© Tina Rupp
Beef Rib Eye and Vegetable Stew
- TOTAL TIME: 25 MIN
- SERVINGS: 4
- 2 tablespoons vegetable oil
- 2 pounds boneless beef rib eye, trimmed of visible fat and cut into 1-inch chunks
- Salt and freshly ground pepper
- 1 tablespoon unsalted butter
- 2 carrots, cut into 1/4-inch dice
- 2 garlic cloves, very coarsely chopped
- 1 large Yukon Gold potato, cut into 1/4-inch dice
- 1 large onion, cut into 1/4-inch dice
- 1/4 cup all-purpose flour
- 1 cup dry red wine
- 2 cups beef stock or canned low-sodium broth
- 4 thyme sprigs, plus thyme leaves for garnish
- 1 bay leaf
- 1 cup frozen peas
- Heat a large skillet. Add the oil and heat until wisps of smoke appear. Add the meat, season generously with salt and pepper and brown on all sides over moderately high heat, about 4 minutes total. Using a slotted spoon, transfer the meat to a plate.

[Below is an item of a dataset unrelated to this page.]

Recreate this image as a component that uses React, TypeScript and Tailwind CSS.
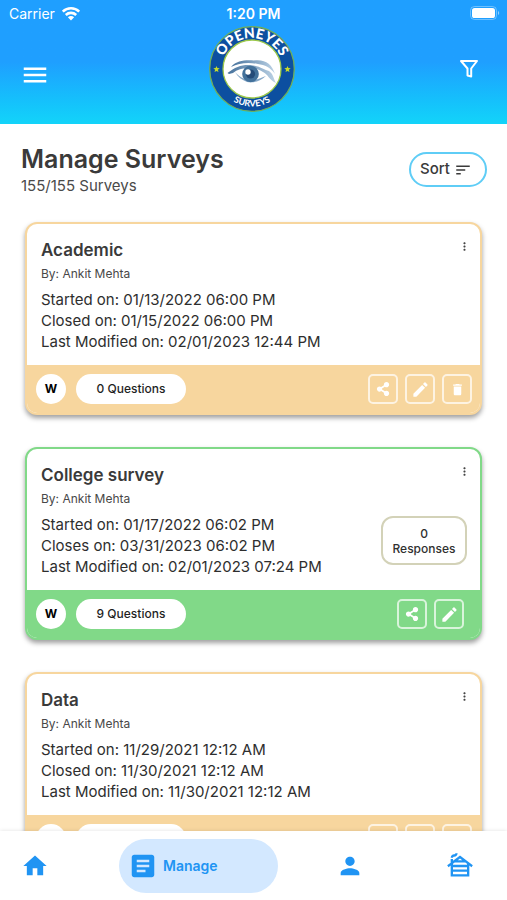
import type { ReactNode } from 'react';
import {
  MdArticle,
  MdDelete,
  MdEdit,
  MdHome,
  MdMenu,
  MdMoreVert,
  MdOutlineCabin,
  MdPerson,
  MdSort,
} from 'react-icons/md';
import { FaShareAlt } from 'react-icons/fa';

type Survey = {
  title: string;
  author: string;
  dates: string[];
  questions: number;
  active: boolean;
  responses?: number;
};

const surveys: Survey[] = [
  {
    title: 'Academic',
    author: 'Ankit Mehta',
    dates: [
      'Started on: 01/13/2022 06:00 PM',
      'Closed on: 01/15/2022 06:00 PM',
      'Last Modified on: 02/01/2023 12:44 PM',
    ],
    questions: 0,
    active: false,
  },
  {
    title: 'College survey',
    author: 'Ankit Mehta',
    dates: [
      'Started on: 01/17/2022 06:02 PM',
      'Closes on: 03/31/2023 06:02 PM',
      'Last Modified on: 02/01/2023 07:24 PM',
    ],
    questions: 9,
    active: true,
    responses: 0,
  },
  {
    title: 'Data',
    author: 'Ankit Mehta',
    dates: [
      'Started on: 11/29/2021 12:12 AM',
      'Closed on: 11/30/2021 12:12 AM',
      'Last Modified on: 11/30/2021 12:12 AM',
    ],
    questions: 0,
    active: false,
  },
];

function WifiIcon() {
  return (
    <svg viewBox="0 0 20 15" className="h-[15px] w-5" aria-hidden="true">
      <g fill="none" stroke="white" strokeWidth="2.6">
        <path d="M1.8 5.6 C6.4 1.2 13.6 1.2 18.2 5.6" />
        <path d="M4.8 9 C7.8 6.2 12.2 6.2 15.2 9" />
      </g>
      <path d="M10 14.4 L6.9 11.2 C8.7 9.6 11.3 9.6 13.1 11.2 Z" fill="white" />
    </svg>
  );
}

function BatteryIcon() {
  return (
    <svg viewBox="0 0 30 14" className="h-[14px] w-[30px]" aria-label="Battery full">
      <rect x="0.5" y="0.5" width="26" height="13" rx="4" fill="none" stroke="white" strokeOpacity="0.35" />
      <rect x="2" y="2" width="23" height="10" rx="2.6" fill="white" />
      <path d="M28 5 v4 c1.6 -0.6 1.6 -3.4 0 -4" fill="white" fillOpacity="0.5" />
    </svg>
  );
}

function Logo() {
  return (
    <svg viewBox="0 0 86 86" className="size-[86px] overflow-visible" role="img" aria-label="OpenEyes Surveys">
      <defs>
        <path id="logo-top" d="M12 43 A31 31 0 0 1 74 43" />
        <path id="logo-bottom" d="M5.500 43 A37.500 37.500 0 0 0 80.500 43" />
        <linearGradient id="eye-fade" x1="0" x2="1">
          <stop offset="0" stopColor="#44709b" />
          <stop offset="1" stopColor="#bdd3e6" />
        </linearGradient>
      </defs>
      <circle cx="43" cy="43" r="42.3" fill="#0c4fa0" stroke="#6fae5a" strokeWidth="1.3" />
      <circle cx="43" cy="43" r="29" fill="white" stroke="#9cc84a" strokeWidth="1.3" />
      <text fill="white" fontFamily="Lato, sans-serif" fontWeight="900" fontSize="14" textAnchor="middle">
        <textPath href="#logo-top" startOffset="50%">OPENEYES</textPath>
      </text>
      <text fill="white" fontFamily="Lato, sans-serif" fontWeight="700" fontSize="9" textAnchor="middle">
        <textPath href="#logo-bottom" startOffset="50%">SURVEYS</textPath>
      </text>
      <g fill="#c5d92e">
        <path d="M7.5 40 l0.9 2.1 2.3 0.2 -1.8 1.5 0.6 2.3 -2 -1.2 -2 1.2 0.6 -2.3 -1.8 -1.5 2.3 -0.2z" />
        <path d="M78.5 40 l0.9 2.1 2.3 0.2 -1.8 1.5 0.6 2.3 -2 -1.2 -2 1.2 0.6 -2.3 -1.8 -1.5 2.3 -0.2z" />
      </g>
      <path d="M22 41 C28 34 37 34 45 34.500 C56 33 63 38 66 48 C61 41 56 39 49 38 C39 36 30 37 22 41Z" fill="url(#eye-fade)" />
      <path d="M18.500 47 C26 41 33 38.500 41 39 C51 40 55 44 60 45 C65 49 64 52 67 57 C60 54 59 48 54 46 C45 40 31 41 24 47 L20 48Z" fill="url(#eye-fade)" />
      <path d="M26 46 C31 52 37 54 44 54 C49 54 53 51 57 50 C50 56 44 57 38 56 C33 54 29 51 26 46Z" fill="#86a8c8" />
      <circle cx="41.500" cy="48" r="8.300" fill="#42719b" />
      <circle cx="41.500" cy="48" r="4.600" fill="#244b78" />
      <circle cx="39" cy="46" r="2.700" fill="white" />
    </svg>
  );
}

function FunnelIcon() {
  return (
    <svg viewBox="0 0 20 20" className="size-5" aria-hidden="true">
      <path d="M2 2 H18 L12.200 9.500 V17.500 L8.500 16.500 V9.500 Z" fill="none" stroke="white" strokeWidth="2" strokeLinejoin="round" />
    </svg>
  );
}

function ActionButton({ label, children }: { label: string; children: ReactNode }) {
  return (
    <button
      type="button"
      aria-label={label}
      className="flex size-[30px] items-center justify-center rounded-[5px] border-2 border-white/70 text-white"
    >
      {children}
    </button>
  );
}

function SurveyCard({ survey }: { survey: Survey }) {
  const border = survey.active ? 'border-[#81d988]' : 'border-[#f7d69e]';
  const footer = survey.active ? 'bg-[#81d988] pr-4' : 'bg-[#f7d69e] pr-2';
  return (
    <article className={`overflow-hidden rounded-xl border-2 bg-white shadow-[0_3px_5px_rgba(0,0,0,0.38)] ${border}`}>
      <div className="flex justify-between pt-[14px] pr-[9px] pb-[13px] pl-[14px]">
        <div>
          <h2 className="text-[17px] leading-6 font-semibold text-[#3a3a3a]">{survey.title}</h2>
          <p className="text-[12px] leading-6 text-[#484848]">By: {survey.author}</p>
          <div className="mt-[3px] text-[15px] leading-[21px] text-[#2e2e2e]">
            {survey.dates.map((line) => (
              <p key={line}>{line}</p>
            ))}
          </div>
        </div>
        <div className="flex flex-col items-end">
          <button type="button" aria-label={`Options for ${survey.title}`} className="mt-[2px] text-[#444]">
            <MdMoreVert size={13} />
          </button>
          {survey.responses !== undefined && (
            <div className="mt-[38px] mr-1 flex h-[49px] w-[86px] flex-col items-center justify-center rounded-xl border-2 border-[#d3d2b8] text-[12px] leading-[15px] font-medium text-[#303030]">
              <span>{survey.responses}</span>
              <span>Responses</span>
            </div>
          )}
        </div>
      </div>
      <footer className={`flex h-12 items-center justify-between pl-[9px] ${footer}`}>
        <div className="flex items-center gap-[10px]">
          <span className="flex size-[30px] items-center justify-center rounded-full bg-white text-[12px] font-bold text-black">W</span>
          <span className="flex h-[30px] w-[110px] items-center justify-center rounded-full bg-white text-[12px] font-medium text-[#1f1f1f]">
            {survey.questions} Questions
          </span>
        </div>
        <div className="flex gap-[7px]">
          <ActionButton label="Share">
            <FaShareAlt size={14} />
          </ActionButton>
          <ActionButton label="Edit">
            <MdEdit size={19} />
          </ActionButton>
          {!survey.active && (
            <ActionButton label="Delete">
              <MdDelete size={15} />
            </ActionButton>
          )}
        </div>
      </footer>
    </article>
  );
}

export default function App() {
  return (
    <div className="flex h-screen flex-col bg-white font-[Inter,'Liberation_Sans',sans-serif]">
      <header className="h-[124px] shrink-0 bg-linear-to-b from-[#1f9fff] from-50% to-[#13d4f9] text-white">
        <div className="grid h-[26px] grid-cols-3 items-center px-[7px]">
          <div className="flex items-center gap-[6px] pl-[2px]">
            <span className="text-[14px]">Carrier</span>
            <WifiIcon />
          </div>
          <span className="text-center text-[14px] font-semibold">1:20 PM</span>
          <div className="flex justify-end">
            <BatteryIcon />
          </div>
        </div>
        <div className="grid grid-cols-3 items-center pr-7 pl-5">
          <button type="button" aria-label="Menu" className="mt-3 justify-self-start">
            <MdMenu size={30} />
          </button>
          <div className="ml-1 justify-self-center">
            <Logo />
          </div>
          <button type="button" aria-label="Filter" className="justify-self-end">
            <FunnelIcon />
          </button>
        </div>
      </header>

      <main className="min-h-0 flex-1 overflow-hidden">
        <div className="flex items-start justify-between pt-5 pr-5 pl-[21px]">
          <div>
            <h1 className="text-[25px] leading-[30px] font-semibold text-[#3a3a3a]">Manage Surveys</h1>
            <p className="text-[15px] leading-6 text-[#4a4a4a]">155/155 Surveys</p>
          </div>
          <button
            type="button"
            className="mt-2 flex h-[35px] w-[78px] items-center justify-center gap-1 rounded-full border-2 border-[#5fcdf6] pr-1 text-[15px] font-medium text-[#3a3a3a]"
          >
            Sort
            <MdSort size={18} />
          </button>
        </div>
        <div className="mt-6 flex flex-col gap-8 px-[25px]">
          {surveys.map((survey) => (
            <SurveyCard key={survey.title} survey={survey} />
          ))}
        </div>
      </main>

      <nav className="z-10 flex h-[69px] shrink-0 items-center justify-between bg-white pr-[33px] pl-[21px] text-[#2094f3] shadow-[0_0_4px_rgba(0,0,0,0.12)]">
        <button type="button" aria-label="Home" className="mr-3">
          <MdHome size={28} />
        </button>
        <button
          type="button"
          aria-current="page"
          className="flex h-[54px] w-[159px] items-center gap-[5px] rounded-full bg-[#d3e8ff] pl-[9px] text-[14px] font-semibold"
        >
          <MdArticle size={30} />
          Manage
        </button>
        <button type="button" aria-label="Profile" className="mr-6">
          <MdPerson size={28} />
        </button>
        <button type="button" aria-label="Cabin">
          <MdOutlineCabin size={28} />
        </button>
      </nav>
    </div>
  );
}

- Melt the butter in the skillet. Add the carrots, garlic, potato and onion and cook until lightly colored, about 3 minutes. Stir in the flour. Add the red wine and simmer, scraping up any browned bits from the bottom of the pan. Add the stock, thyme sprigs and bay leaf and bring to a boil. Cover and simmer over moderately low heat until the carrots and potato are fork tender, about 6 minutes.
- Add the peas and the meat along with any accumulated juices, cover and simmer until the meat is heated through and medium rare, about 3 minutes. Discard the bay leaf and thyme sprigs. Season with salt and pepper, garnish with thyme leaves and serve.